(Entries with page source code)

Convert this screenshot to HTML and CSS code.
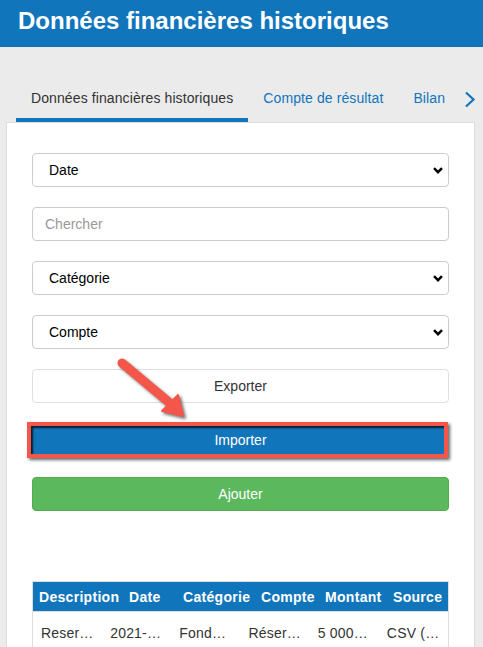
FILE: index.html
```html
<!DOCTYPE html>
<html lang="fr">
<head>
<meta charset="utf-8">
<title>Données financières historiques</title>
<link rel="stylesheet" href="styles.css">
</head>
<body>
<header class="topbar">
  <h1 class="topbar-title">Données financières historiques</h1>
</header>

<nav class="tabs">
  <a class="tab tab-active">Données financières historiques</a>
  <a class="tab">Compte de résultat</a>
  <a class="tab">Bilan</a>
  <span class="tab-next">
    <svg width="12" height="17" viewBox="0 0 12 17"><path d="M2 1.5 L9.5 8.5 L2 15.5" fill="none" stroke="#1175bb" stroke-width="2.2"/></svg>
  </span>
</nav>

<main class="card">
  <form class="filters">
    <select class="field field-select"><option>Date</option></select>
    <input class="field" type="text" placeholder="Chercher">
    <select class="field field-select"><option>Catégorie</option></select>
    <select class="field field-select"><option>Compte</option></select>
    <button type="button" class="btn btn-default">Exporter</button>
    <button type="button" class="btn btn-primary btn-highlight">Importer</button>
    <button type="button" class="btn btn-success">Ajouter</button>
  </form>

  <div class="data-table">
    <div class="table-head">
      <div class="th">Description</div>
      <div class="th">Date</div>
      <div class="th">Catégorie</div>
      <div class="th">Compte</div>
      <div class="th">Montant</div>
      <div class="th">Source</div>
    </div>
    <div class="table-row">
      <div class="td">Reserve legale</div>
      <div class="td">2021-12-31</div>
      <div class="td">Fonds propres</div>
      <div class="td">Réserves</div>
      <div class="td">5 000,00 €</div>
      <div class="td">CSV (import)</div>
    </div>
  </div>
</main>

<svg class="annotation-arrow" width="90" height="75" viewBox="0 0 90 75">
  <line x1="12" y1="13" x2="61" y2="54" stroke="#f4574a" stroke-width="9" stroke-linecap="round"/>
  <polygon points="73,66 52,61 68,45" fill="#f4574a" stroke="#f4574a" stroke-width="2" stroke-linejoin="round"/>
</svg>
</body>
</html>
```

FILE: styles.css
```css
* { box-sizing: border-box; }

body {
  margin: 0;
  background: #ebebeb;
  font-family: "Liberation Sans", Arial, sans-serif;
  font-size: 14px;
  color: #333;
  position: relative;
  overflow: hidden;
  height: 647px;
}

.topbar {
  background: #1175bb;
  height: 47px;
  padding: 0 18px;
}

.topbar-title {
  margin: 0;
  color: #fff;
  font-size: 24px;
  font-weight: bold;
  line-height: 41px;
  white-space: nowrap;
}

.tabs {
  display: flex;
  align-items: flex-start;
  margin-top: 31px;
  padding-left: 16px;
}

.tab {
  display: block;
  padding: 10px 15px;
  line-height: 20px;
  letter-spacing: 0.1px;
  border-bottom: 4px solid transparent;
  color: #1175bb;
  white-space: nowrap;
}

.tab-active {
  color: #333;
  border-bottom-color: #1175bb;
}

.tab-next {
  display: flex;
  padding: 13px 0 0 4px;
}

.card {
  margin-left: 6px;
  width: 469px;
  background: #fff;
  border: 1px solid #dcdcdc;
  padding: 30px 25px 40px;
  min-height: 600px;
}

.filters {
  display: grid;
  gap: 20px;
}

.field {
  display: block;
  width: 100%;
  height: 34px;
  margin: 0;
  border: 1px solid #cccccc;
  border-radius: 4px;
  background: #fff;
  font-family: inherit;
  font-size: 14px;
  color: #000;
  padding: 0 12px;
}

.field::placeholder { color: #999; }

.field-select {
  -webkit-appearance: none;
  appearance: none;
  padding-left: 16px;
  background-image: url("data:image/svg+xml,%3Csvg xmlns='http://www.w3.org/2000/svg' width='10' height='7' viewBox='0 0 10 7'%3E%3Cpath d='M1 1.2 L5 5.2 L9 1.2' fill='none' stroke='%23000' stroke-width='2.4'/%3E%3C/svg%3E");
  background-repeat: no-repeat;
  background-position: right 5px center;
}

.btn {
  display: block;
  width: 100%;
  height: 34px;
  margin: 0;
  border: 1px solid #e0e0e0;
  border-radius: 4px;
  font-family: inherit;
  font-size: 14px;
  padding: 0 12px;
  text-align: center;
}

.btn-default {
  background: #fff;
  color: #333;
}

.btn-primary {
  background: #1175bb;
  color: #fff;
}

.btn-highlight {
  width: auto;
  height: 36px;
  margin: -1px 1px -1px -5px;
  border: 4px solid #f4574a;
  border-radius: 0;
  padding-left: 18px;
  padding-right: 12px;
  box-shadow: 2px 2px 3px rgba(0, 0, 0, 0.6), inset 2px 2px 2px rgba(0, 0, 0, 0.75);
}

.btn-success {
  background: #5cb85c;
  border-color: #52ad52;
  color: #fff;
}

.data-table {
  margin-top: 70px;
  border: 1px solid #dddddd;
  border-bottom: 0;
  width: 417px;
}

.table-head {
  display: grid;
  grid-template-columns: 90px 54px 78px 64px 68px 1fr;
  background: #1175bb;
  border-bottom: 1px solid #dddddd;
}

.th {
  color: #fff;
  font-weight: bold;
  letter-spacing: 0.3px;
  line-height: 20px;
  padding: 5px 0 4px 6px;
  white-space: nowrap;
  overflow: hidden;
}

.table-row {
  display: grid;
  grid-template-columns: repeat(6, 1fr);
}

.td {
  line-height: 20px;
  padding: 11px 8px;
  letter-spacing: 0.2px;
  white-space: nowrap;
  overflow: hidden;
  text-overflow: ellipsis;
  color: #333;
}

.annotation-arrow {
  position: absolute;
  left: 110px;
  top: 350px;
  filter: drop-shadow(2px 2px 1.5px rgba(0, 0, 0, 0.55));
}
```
* * *
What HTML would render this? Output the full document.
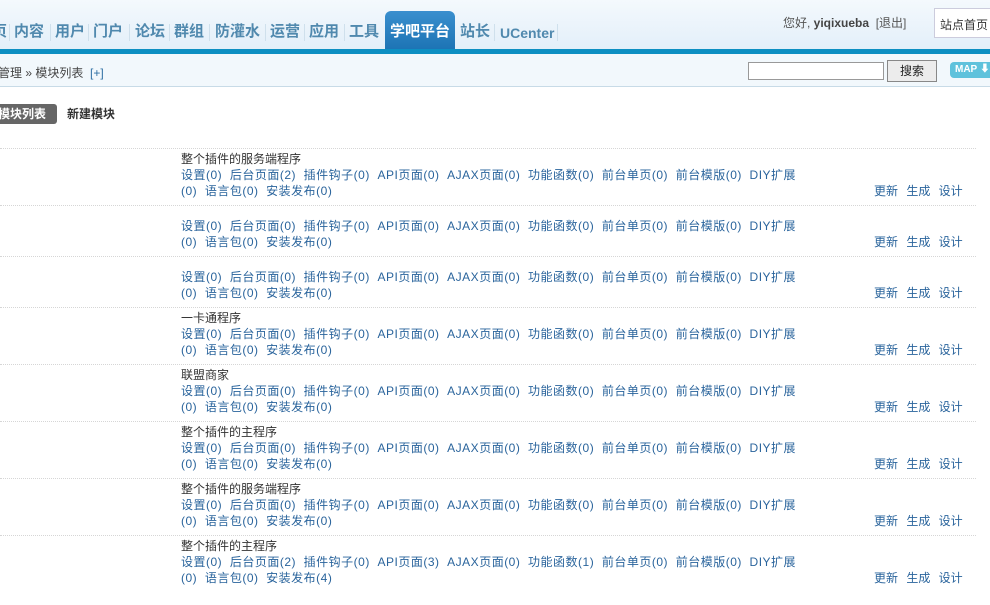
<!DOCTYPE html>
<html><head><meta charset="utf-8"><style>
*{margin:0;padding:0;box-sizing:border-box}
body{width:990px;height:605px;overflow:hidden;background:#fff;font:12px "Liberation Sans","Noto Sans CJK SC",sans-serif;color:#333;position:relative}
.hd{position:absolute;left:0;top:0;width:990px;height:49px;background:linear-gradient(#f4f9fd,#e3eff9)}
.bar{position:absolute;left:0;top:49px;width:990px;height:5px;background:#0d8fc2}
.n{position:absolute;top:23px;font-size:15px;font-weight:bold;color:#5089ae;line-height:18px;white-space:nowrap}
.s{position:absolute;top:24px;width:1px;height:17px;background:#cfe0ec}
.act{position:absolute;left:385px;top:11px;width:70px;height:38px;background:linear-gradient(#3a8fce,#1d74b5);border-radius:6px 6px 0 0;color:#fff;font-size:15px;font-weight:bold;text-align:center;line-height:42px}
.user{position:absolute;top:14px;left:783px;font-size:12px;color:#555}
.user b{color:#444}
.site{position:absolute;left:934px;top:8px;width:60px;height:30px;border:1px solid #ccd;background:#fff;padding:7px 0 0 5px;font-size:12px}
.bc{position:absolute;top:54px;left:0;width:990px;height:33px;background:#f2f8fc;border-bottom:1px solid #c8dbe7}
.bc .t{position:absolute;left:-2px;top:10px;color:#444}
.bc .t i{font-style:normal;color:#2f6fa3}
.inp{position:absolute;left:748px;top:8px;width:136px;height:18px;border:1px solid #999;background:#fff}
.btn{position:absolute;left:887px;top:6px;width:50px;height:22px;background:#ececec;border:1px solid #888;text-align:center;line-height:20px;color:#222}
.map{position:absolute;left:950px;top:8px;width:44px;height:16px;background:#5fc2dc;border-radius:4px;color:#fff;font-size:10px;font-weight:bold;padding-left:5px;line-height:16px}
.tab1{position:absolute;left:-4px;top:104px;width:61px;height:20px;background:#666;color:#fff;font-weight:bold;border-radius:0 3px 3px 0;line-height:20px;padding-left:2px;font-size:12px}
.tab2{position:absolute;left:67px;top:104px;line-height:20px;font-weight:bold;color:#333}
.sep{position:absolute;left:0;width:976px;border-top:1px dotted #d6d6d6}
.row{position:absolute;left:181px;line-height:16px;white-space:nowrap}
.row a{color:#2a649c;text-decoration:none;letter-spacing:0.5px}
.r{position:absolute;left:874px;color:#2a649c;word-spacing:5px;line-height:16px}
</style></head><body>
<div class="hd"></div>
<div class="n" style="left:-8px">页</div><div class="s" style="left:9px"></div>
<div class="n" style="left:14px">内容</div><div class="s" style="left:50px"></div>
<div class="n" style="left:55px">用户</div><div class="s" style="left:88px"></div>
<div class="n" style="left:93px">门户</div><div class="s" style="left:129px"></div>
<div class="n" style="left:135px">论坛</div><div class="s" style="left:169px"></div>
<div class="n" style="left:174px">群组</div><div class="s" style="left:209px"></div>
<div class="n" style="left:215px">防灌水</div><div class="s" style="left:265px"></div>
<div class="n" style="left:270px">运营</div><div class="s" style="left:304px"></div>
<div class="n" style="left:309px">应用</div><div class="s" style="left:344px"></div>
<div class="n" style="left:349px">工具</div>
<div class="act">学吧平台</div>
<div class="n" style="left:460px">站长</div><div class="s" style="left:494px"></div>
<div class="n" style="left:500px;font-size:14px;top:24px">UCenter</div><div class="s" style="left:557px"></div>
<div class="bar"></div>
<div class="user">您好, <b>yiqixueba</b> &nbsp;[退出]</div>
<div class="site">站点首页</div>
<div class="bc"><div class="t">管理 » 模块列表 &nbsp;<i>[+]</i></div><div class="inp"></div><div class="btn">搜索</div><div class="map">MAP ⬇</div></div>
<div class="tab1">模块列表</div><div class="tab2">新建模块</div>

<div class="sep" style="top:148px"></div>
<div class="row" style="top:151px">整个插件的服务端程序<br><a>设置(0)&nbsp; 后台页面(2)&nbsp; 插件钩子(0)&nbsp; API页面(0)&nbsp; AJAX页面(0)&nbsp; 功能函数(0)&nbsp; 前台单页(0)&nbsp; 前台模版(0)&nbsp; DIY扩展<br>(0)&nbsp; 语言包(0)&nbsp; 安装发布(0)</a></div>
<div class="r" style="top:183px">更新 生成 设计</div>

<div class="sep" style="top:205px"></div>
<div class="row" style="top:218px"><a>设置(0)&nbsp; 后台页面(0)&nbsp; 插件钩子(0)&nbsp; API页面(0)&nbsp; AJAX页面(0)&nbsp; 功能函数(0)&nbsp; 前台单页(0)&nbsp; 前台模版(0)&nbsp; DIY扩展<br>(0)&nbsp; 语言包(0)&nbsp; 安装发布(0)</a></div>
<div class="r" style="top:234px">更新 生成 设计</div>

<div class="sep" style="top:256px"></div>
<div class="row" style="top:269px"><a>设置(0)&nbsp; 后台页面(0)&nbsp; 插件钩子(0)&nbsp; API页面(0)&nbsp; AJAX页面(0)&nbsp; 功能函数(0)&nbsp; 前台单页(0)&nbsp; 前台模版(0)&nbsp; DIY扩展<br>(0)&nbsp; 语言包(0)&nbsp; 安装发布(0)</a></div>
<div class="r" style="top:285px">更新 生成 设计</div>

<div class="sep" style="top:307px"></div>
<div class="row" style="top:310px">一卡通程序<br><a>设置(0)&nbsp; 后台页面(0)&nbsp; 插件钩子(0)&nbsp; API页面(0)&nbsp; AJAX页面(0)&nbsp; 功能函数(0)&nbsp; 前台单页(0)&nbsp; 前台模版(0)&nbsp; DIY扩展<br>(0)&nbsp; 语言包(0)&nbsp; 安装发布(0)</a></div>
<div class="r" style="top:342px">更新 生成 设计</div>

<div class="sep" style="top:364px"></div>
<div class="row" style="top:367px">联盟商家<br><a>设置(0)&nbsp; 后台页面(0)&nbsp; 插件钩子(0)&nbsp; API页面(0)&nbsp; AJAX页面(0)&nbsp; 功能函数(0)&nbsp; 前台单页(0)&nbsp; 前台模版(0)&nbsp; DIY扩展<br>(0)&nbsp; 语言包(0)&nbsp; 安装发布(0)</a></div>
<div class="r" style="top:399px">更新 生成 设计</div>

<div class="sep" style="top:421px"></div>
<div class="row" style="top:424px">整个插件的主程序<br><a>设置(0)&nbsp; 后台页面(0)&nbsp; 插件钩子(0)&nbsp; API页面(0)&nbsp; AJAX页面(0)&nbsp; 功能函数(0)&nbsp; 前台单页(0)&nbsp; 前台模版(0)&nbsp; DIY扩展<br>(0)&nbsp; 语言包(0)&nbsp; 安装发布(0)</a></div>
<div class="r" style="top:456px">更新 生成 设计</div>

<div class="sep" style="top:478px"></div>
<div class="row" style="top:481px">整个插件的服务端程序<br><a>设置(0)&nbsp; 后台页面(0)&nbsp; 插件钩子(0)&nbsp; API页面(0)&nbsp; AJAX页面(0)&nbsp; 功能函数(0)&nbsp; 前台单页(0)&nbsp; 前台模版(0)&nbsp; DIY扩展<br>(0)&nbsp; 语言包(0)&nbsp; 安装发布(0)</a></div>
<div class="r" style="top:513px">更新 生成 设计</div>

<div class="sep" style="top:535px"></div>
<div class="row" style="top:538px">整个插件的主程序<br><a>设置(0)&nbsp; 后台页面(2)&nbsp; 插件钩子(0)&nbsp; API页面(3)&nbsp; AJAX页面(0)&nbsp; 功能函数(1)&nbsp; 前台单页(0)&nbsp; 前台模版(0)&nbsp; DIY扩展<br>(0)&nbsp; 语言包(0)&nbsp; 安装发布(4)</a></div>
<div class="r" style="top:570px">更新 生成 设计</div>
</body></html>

Task goal
Gather each line of the listing containing the word "this" and show it.

Task output
Convert this screenshot to HTML and CSS code.
What HTML would render this? Output the full document.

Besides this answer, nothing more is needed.